STORED DATA:
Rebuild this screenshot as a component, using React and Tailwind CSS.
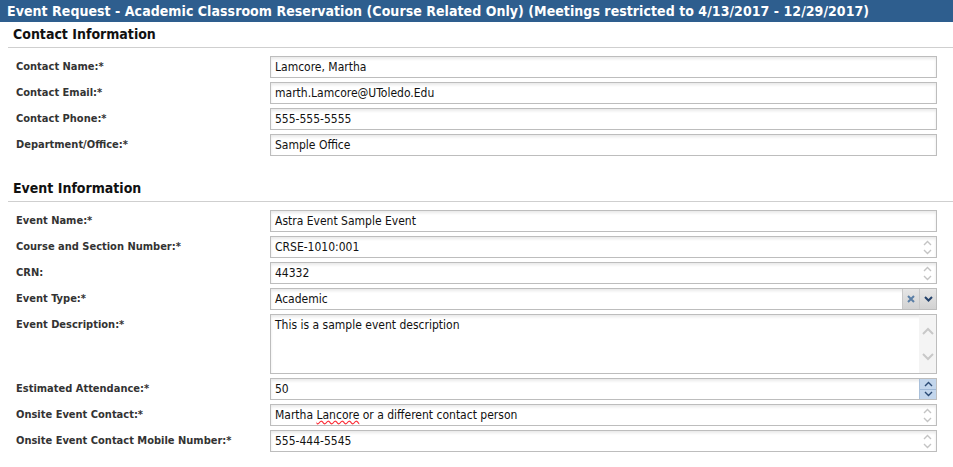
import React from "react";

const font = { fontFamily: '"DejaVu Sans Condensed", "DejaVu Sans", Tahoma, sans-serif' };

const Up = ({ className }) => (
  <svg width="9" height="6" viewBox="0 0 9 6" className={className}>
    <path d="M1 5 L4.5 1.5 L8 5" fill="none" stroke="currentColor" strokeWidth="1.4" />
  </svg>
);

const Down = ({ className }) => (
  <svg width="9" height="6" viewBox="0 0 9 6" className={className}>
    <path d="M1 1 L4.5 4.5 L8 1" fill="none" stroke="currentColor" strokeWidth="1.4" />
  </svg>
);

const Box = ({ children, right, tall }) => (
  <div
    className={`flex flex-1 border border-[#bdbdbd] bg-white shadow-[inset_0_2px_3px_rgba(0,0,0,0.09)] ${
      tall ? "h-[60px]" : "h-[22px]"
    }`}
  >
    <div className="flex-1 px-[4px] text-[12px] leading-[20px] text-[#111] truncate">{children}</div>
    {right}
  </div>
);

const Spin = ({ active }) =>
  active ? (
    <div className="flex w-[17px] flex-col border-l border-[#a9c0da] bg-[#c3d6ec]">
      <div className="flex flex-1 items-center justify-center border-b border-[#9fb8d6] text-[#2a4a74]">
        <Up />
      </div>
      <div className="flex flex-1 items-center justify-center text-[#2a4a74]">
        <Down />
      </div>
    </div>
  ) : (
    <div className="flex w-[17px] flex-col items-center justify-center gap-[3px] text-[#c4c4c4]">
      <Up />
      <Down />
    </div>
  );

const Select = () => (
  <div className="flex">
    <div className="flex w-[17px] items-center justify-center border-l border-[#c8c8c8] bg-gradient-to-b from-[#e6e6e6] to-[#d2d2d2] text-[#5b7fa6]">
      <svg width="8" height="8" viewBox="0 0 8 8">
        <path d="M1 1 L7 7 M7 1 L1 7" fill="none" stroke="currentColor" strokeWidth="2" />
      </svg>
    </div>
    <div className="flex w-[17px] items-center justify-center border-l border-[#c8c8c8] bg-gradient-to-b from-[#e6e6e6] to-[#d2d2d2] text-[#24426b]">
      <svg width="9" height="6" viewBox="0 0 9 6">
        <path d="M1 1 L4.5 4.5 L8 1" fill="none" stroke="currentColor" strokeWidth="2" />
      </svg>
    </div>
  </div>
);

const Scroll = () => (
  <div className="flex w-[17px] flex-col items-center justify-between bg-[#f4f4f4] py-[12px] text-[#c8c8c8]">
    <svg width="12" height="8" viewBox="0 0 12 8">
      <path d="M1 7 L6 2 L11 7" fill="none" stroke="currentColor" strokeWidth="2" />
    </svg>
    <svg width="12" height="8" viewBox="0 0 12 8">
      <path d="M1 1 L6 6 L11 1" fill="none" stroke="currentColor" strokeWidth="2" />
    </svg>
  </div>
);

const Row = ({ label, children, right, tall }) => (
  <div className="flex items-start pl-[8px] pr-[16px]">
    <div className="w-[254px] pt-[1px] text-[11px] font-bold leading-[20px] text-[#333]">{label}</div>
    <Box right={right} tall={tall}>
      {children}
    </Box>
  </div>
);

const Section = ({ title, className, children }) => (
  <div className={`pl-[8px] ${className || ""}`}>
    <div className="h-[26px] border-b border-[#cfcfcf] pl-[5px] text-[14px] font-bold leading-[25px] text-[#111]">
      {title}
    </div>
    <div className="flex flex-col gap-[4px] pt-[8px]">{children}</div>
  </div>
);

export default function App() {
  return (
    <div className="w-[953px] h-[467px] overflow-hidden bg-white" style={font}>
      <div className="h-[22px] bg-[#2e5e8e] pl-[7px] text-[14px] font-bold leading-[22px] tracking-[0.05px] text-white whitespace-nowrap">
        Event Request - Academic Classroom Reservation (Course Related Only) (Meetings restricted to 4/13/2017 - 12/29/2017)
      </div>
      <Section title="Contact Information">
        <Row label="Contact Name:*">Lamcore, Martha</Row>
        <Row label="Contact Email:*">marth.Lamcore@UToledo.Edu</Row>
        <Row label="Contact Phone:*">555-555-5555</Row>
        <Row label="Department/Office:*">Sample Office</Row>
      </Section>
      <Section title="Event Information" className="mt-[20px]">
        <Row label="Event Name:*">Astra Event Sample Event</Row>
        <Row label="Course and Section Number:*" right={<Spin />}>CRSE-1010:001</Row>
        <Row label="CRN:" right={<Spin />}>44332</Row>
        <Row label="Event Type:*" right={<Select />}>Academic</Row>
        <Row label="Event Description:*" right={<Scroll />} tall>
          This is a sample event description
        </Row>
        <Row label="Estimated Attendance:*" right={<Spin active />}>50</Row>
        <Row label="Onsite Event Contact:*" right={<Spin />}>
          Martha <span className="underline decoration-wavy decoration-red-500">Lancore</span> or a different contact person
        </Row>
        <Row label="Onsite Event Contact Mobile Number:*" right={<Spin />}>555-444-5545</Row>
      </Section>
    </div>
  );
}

SHORT EXERCISE:
Read through the lines above and collect those that contain the string "React".

ANSWER TO THIS EXERCISE:
Rebuild this screenshot as a component, using React and Tailwind CSS.
import React from "react";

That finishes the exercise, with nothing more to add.